Sen aramadan bulduğum. Sen adını yirmi dört ay Altmış Dokuzda saklayıp gönlümden sızanları o adla ak kağıt üstünde yad ettiğim Prenses! Sen Altmış Dokuz’un önüne kendi elinle sıfat diye düştüğün Kardelen. Sen inci tanem.
Dün sen vardın bugün sen varsın yarın yine sen olacaksın, eğer gönlümde bir en iyi lazımsa… “Neden ben?” diye soruyordun. Bunu aynaya bakarak koyduğunu düşündüğüm sıfata sor (Kardelen). Hangi seveni yolundan döndürmek bugüne kadar mümkün oldu? Hangi başkası dindirmeye güç yetirir sensizliğin özlemini çekene? Bunu telkin ederken bile buna kendin inanıyor musun?
Karşıma çıkardığın “Aya karşı uluyan kirli çakallar” a mı kalmış gururumu mihenge vurmak. Ya da ne yapabilir bana en nurlu bir gecede tehdit savuran, “Ürkek ürkek dağa bakan tavşanlar.” Daha hangi çocuksu yollarla vazgeçirmeye çalışacaksın beni senden?
Gurursa, o sana olan sevgimin diğer adıdır. Sevgi meclisinde aht edip dönmek namussuzun kârıdır. Diyen ne güzel demiş:
“Düştük reh-i sevdâya bize namus gerekmez!”

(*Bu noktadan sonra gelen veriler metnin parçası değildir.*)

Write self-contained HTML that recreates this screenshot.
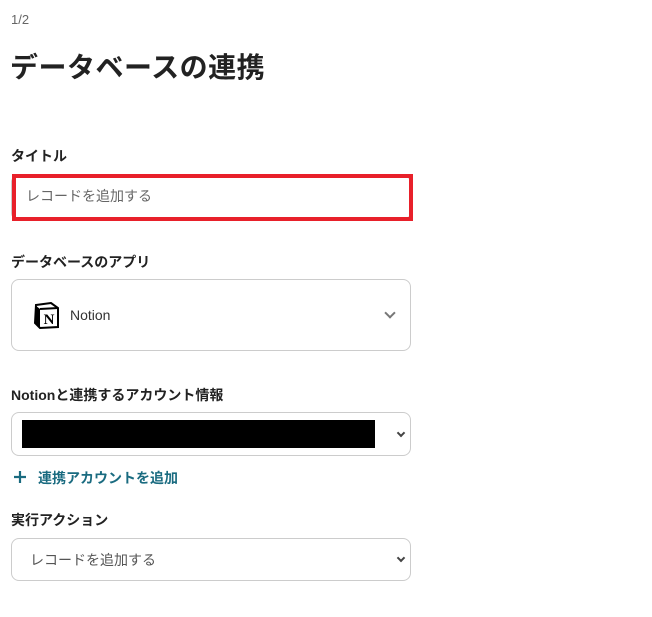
<!DOCTYPE html>
<html><head><meta charset="utf-8"><style>
body{margin:0;width:652px;height:617px;background:#fff;font-family:"Liberation Sans","Noto Sans CJK JP",sans-serif;color:#222;position:relative;overflow:hidden}
.a{position:absolute}
.lbl{font-size:14px;font-weight:bold;color:#222;left:11px}
.box{border:1px solid #ccc;border-radius:8px;left:11px;width:400px;box-sizing:border-box}
.chev{position:absolute;width:6px;height:6px;border-right:2px solid #666;border-bottom:2px solid #666;transform:rotate(45deg)}
</style></head><body>
<div class="a" style="left:11px;top:12px;font-size:13px;color:#666">1/2</div>
<div class="a" style="left:10px;top:46px;font-size:28px;font-weight:bold;color:#222;letter-spacing:0.5px">データベースの連携</div>
<div class="a lbl" style="top:146px">タイトル</div>
<div class="a box" style="top:176px;height:43px;width:400px;border-radius:6px"></div>
<div class="a" style="left:12px;top:174px;width:401px;height:47px;box-sizing:border-box;border:4px solid #e8202a"></div>
<div class="a" style="left:26px;top:186px;font-size:14px;color:#666">レコードを追加する</div>
<div class="a lbl" style="top:252px">データベースのアプリ</div>
<div class="a box" style="top:279px;height:72px"></div>
<svg class="a" style="left:34px;top:302px" width="26" height="27" viewBox="0 0 26 27"><path d="M2 3 L17 1 L24 6 L24 25 L6 26 L1 21 Z" fill="#fff" stroke="#000" stroke-width="2"/><path d="M1 3 L6 7 L6 26 L1 21Z" fill="#000"/><path d="M6 7 L24 6" stroke="#000" stroke-width="2"/><text x="15" y="22" font-family="Liberation Serif" font-weight="bold" font-size="15" text-anchor="middle" fill="#000">N</text></svg>
<div class="a" style="left:70px;top:307px;font-size:14px;color:#333">Notion</div>
<div class="chev" style="left:386px;top:309px;border-color:#777"></div>
<div class="a lbl" style="top:385px">Notionと連携するアカウント情報</div>
<div class="a box" style="top:412px;height:44px"></div>
<div class="a" style="left:22px;top:420px;width:353px;height:28px;background:#000"></div>
<div class="chev" style="left:398px;top:430px;width:4px;height:4px;border-color:#444"></div>
<svg class="a" style="left:13px;top:470px" width="14" height="14"><path d="M7 1V13M1 7H13" stroke="#1a6b80" stroke-width="2.2"/></svg>
<div class="a" style="left:38px;top:468px;font-size:14px;font-weight:bold;color:#1a6b80">連携アカウントを追加</div>
<div class="a lbl" style="top:510px">実行アクション</div>
<div class="a box" style="top:538px;height:43px"></div>
<div class="a" style="left:30px;top:550px;font-size:14px;color:#555">レコードを追加する</div>
<div class="chev" style="left:398px;top:555px;width:4px;height:4px;border-color:#444"></div>
</body></html>
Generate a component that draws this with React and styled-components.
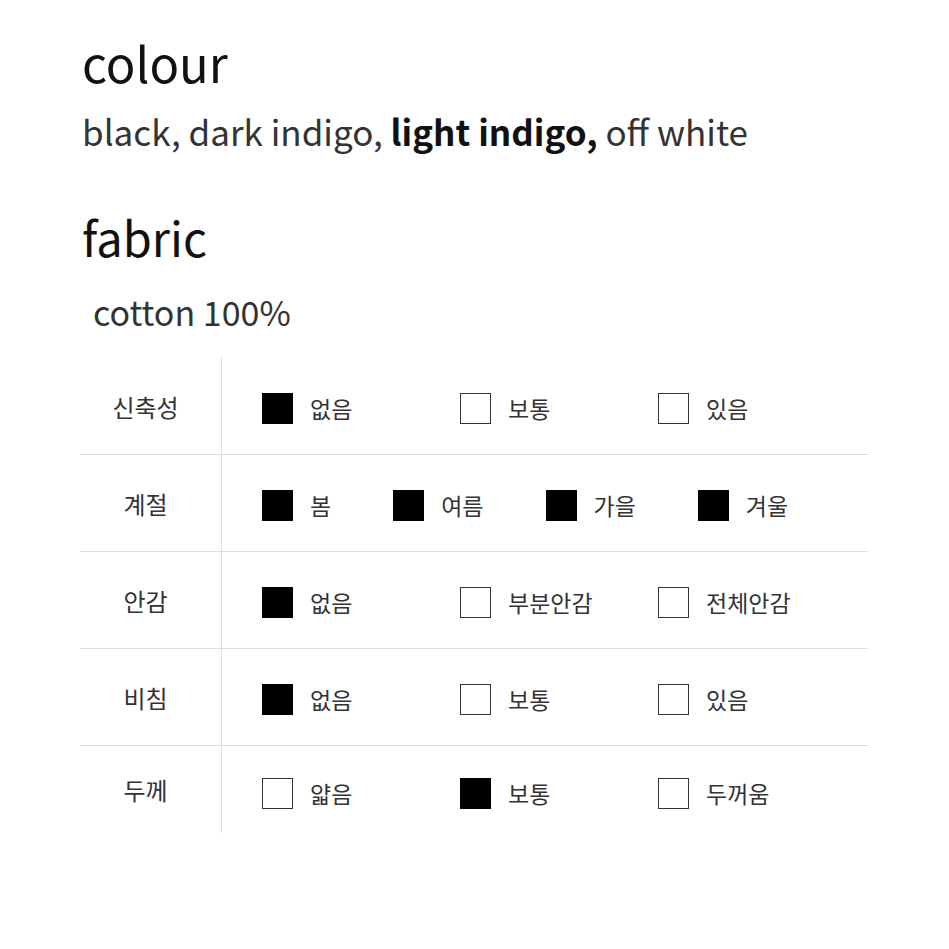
import React from 'react';
import styled, { createGlobalStyle } from 'styled-components';

const GlobalStyle = createGlobalStyle`
  body {
    margin: 0;
    background: #fff;
    font-family: "Noto Sans CJK KR", "Noto Sans", sans-serif;
  }
`;

const ROWS = [
  { label: '신축성', cols: true, options: [['없음', true], ['보통', false], ['있음', false]] },
  { label: '계절', cols: false, options: [['봄', true], ['여름', true], ['가을', true], ['겨울', true]] },
  { label: '안감', cols: true, options: [['없음', true], ['부분안감', false], ['전체안감', false]] },
  { label: '비침', cols: true, options: [['없음', true], ['보통', false], ['있음', false]] },
  { label: '두께', cols: true, options: [['얇음', false], ['보통', true], ['두꺼움', false]] },
];

const App = () => (
  <Page>
    <GlobalStyle />
    <Heading>colour</Heading>
    <Colours>
      black, dark indigo, <b>light indigo,</b> off white
    </Colours>
    <Heading $fabric>fabric</Heading>
    <Fabric>cotton 100%</Fabric>
    <Table>
      {ROWS.map((row, i) => (
        <Row key={row.label} $last={i === ROWS.length - 1}>
          <Label>{row.label}</Label>
          <Options $last={i === ROWS.length - 1}>
            {row.options.map(([text, checked]) => (
              <Option key={text} $cols={row.cols}>
                <Box $checked={checked} />
                <OptionText>{text}</OptionText>
              </Option>
            ))}
          </Options>
        </Row>
      ))}
    </Table>
  </Page>
);

const Page = styled.div`
  padding: 30px 0 0 80px;
  width: 788px;
`;
const Heading = styled.h2`
  margin: ${(p) => (p.$fabric ? '50px 0 0 2px' : '0 0 0 2px')};
  font-size: ${(p) => (p.$fabric ? '47px' : '49px')};
  font-weight: 400;
  line-height: 64px;
  color: #111;
`;
const Colours = styled.p`
  margin: 13px 0 0 2px;
  font-size: 35px;
  line-height: 48px;
  color: #333;
  b {
    font-weight: 700;
    color: #111;
  }
`;
const Fabric = styled.p`
  margin: 21px 0 0 13px;
  font-size: 34px;
  line-height: 44px;
  color: #333;
`;
const Table = styled.div`
  margin-top: 24px;
`;
const Row = styled.div`
  display: flex;
  border-bottom: ${(p) => (p.$last ? 'none' : '1px solid #ddd')};
`;
const Label = styled.div`
  width: 142px;
  box-sizing: border-box;
  padding-right: 10px;
  border-right: 1px solid #ddd;
  display: flex;
  align-items: center;
  justify-content: center;
  font-size: 24px;
  color: #333;
`;
const Options = styled.div`
  flex: 1;
  display: flex;
  align-items: center;
  padding: ${(p) => (p.$last ? '32px 0 24px 40px' : '35px 0 30px 40px')};
`;
const Option = styled.div`
  display: flex;
  align-items: center;
  height: 31px;
  width: ${(p) => (p.$cols ? '198px' : 'auto')};
  margin-right: ${(p) => (p.$cols ? '0' : '62px')};
`;
const Box = styled.span`
  box-sizing: border-box;
  width: 31px;
  height: 31px;
  background: ${(p) => (p.$checked ? '#000' : '#fff')};
  border: 1.5px solid ${(p) => (p.$checked ? '#000' : '#333')};
`;
const OptionText = styled.span`
  margin-left: 17px;
  font-size: 23px;
  line-height: 31px;
  color: #333;
`;

export default App;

Sevgim anlımda şeref madalyası, kavuşmak verdiğim en onurlu hayat mücadelesi. Sabır, bu yolda azığımdır, Sâbur (C.C.)’ un nimet hazinelerinden.
Derler ki bu “Kâinatın İmparatoru” kendi hakkında hüsn-ü zan güdenleri yalancı çıkarmazmış. Bana seni aramadan buldurandan ümidi kesmedim. Senden değil. Aramadan bulduranın kuvvetine ve kudretine sığınıp meydan okudum zihinleri kadar küçüklere... Seni bu dev gibi yüreğinde saklayanı yolundan döndürmek hangi cücenin marifetiymiş? Küçücük ağzından çıkan o masumiyet yüklü yalana gelince, o yalan değil ama söyleyişindeki masumiyet ve çocuksuluk bir katta daha bağladı beni sana, haberin olsun.
Ben senin nasıl yanındayken hasretine katlanabiliyorsam bil ki senden uzaktayken de sevmesini bilirim.
Degüldüm men sana mâ’il, sen etdün aklımı zâ’il
Mana ta’n eyleyen gâfil seni görgeç utanmaz mı?